■ **EXERCISE BRIEF**
Leave out any picture and return the remaining listing below exactly as given.
::: DATA :::
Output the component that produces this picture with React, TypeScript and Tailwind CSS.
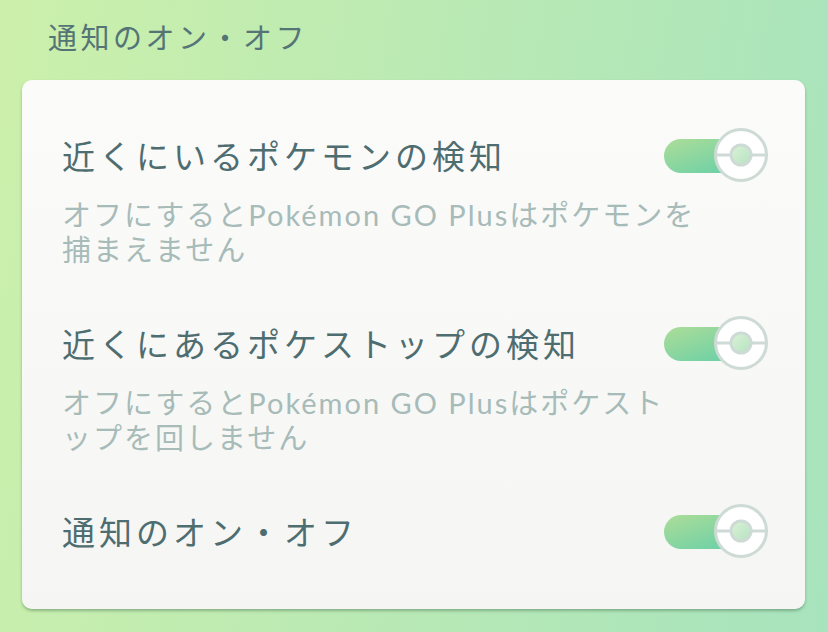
import React from 'react';

const FONT = "font-['Noto_Sans_CJK_JP','Noto_Sans',sans-serif]";

const ROWS = [
  { title: '近くにいるポケモンの検知', desc: ['オフにするとPokémon GO Plusはポケモンを', '捕まえません'] },
  { title: '近くにあるポケストップの検知', desc: ['オフにするとPokémon GO Plusはポケスト', 'ップを回しません'] },
  { title: '通知のオン・オフ', desc: [] as string[] },
];

const Toggle: React.FC = () => (
  <div className="relative w-[104px] h-[54px] shrink-0">
    <div className="absolute left-0 top-[11px] w-[78px] h-[34px] rounded-full bg-[linear-gradient(160deg,#addd98,#66cfa8)]" />
    <svg className="absolute right-0 top-0" width="54" height="54" viewBox="0 0 54 54">
      <defs>
        <linearGradient id="core" x1="0" y1="0" x2="1" y2="1">
          <stop offset="0" stopColor="#dcf2d6" />
          <stop offset="1" stopColor="#b4e3c2" />
        </linearGradient>
      </defs>
      <circle cx="27" cy="27" r="25.5" fill="#ffffff" stroke="#cddad5" strokeWidth="3" />
      <line x1="2" y1="27" x2="52" y2="27" stroke="#cddad5" strokeWidth="3" />
      <circle cx="27" cy="27" r="10" fill="url(#core)" stroke="#cddad5" strokeWidth="3" />
    </svg>
  </div>
);

export default function App() {
  return (
    <div className={`w-[828px] h-[632px] overflow-hidden bg-[linear-gradient(100deg,#ccf0ab,#a7e3bd)] ${FONT}`}>
      <div className="pt-4 pl-12 text-[29px] leading-[40px] tracking-[3.5px] text-[#557476]">通知のオン・オフ</div>
      <div className="mt-6 ml-[22px] w-[783px] rounded-[10px] bg-[linear-gradient(180deg,#fbfbfa,#f5f6f3)] shadow-[0_2px_3px_rgba(70,110,80,0.45)] pt-[53px] pb-[56px] pl-10 pr-[37px]">
        {ROWS.map((r, i) => (
          <div key={i} className={i > 0 ? 'mt-[54px]' : ''}>
            <div className="flex items-center justify-between h-[44px]">
              <div className="text-[33px] leading-[44px] tracking-[4px] text-[#4e6d70] whitespace-nowrap">{r.title}</div>
              <Toggle />
            </div>
            {r.desc.length > 0 && (
              <div className="mt-5 font-['Lato','Noto_Sans_CJK_JP',sans-serif] text-[29px] leading-[35px] tracking-[2px] text-[#a7bbb9]">
                {r.desc.map(l => (
                  <div key={l} className="whitespace-nowrap">{l}</div>
                ))}
              </div>
            )}
          </div>
        ))}
      </div>
    </div>
  );
}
:::
■ **TASK SOLUTION**
Output the component that produces this picture with React, TypeScript and Tailwind CSS.
import React from 'react';

const FONT = "font-['Noto_Sans_CJK_JP','Noto_Sans',sans-serif]";

const ROWS = [
  { title: '近くにいるポケモンの検知', desc: ['オフにするとPokémon GO Plusはポケモンを', '捕まえません'] },
  { title: '近くにあるポケストップの検知', desc: ['オフにするとPokémon GO Plusはポケスト', 'ップを回しません'] },
  { title: '通知のオン・オフ', desc: [] as string[] },
];

const Toggle: React.FC = () => (
  <div className="relative w-[104px] h-[54px] shrink-0">
    <div className="absolute left-0 top-[11px] w-[78px] h-[34px] rounded-full bg-[linear-gradient(160deg,#addd98,#66cfa8)]" />
    <svg className="absolute right-0 top-0" width="54" height="54" viewBox="0 0 54 54">
      <defs>
        <linearGradient id="core" x1="0" y1="0" x2="1" y2="1">
          <stop offset="0" stopColor="#dcf2d6" />
          <stop offset="1" stopColor="#b4e3c2" />
        </linearGradient>
      </defs>
      <circle cx="27" cy="27" r="25.5" fill="#ffffff" stroke="#cddad5" strokeWidth="3" />
      <line x1="2" y1="27" x2="52" y2="27" stroke="#cddad5" strokeWidth="3" />
      <circle cx="27" cy="27" r="10" fill="url(#core)" stroke="#cddad5" strokeWidth="3" />
    </svg>
  </div>
);

export default function App() {
  return (
    <div className={`w-[828px] h-[632px] overflow-hidden bg-[linear-gradient(100deg,#ccf0ab,#a7e3bd)] ${FONT}`}>
      <div className="pt-4 pl-12 text-[29px] leading-[40px] tracking-[3.5px] text-[#557476]">通知のオン・オフ</div>
      <div className="mt-6 ml-[22px] w-[783px] rounded-[10px] bg-[linear-gradient(180deg,#fbfbfa,#f5f6f3)] shadow-[0_2px_3px_rgba(70,110,80,0.45)] pt-[53px] pb-[56px] pl-10 pr-[37px]">
        {ROWS.map((r, i) => (
          <div key={i} className={i > 0 ? 'mt-[54px]' : ''}>
            <div className="flex items-center justify-between h-[44px]">
              <div className="text-[33px] leading-[44px] tracking-[4px] text-[#4e6d70] whitespace-nowrap">{r.title}</div>
              <Toggle />
            </div>
            {r.desc.length > 0 && (
              <div className="mt-5 font-['Lato','Noto_Sans_CJK_JP',sans-serif] text-[29px] leading-[35px] tracking-[2px] text-[#a7bbb9]">
                {r.desc.map(l => (
                  <div key={l} className="whitespace-nowrap">{l}</div>
                ))}
              </div>
            )}
          </div>
        ))}
      </div>
    </div>
  );
}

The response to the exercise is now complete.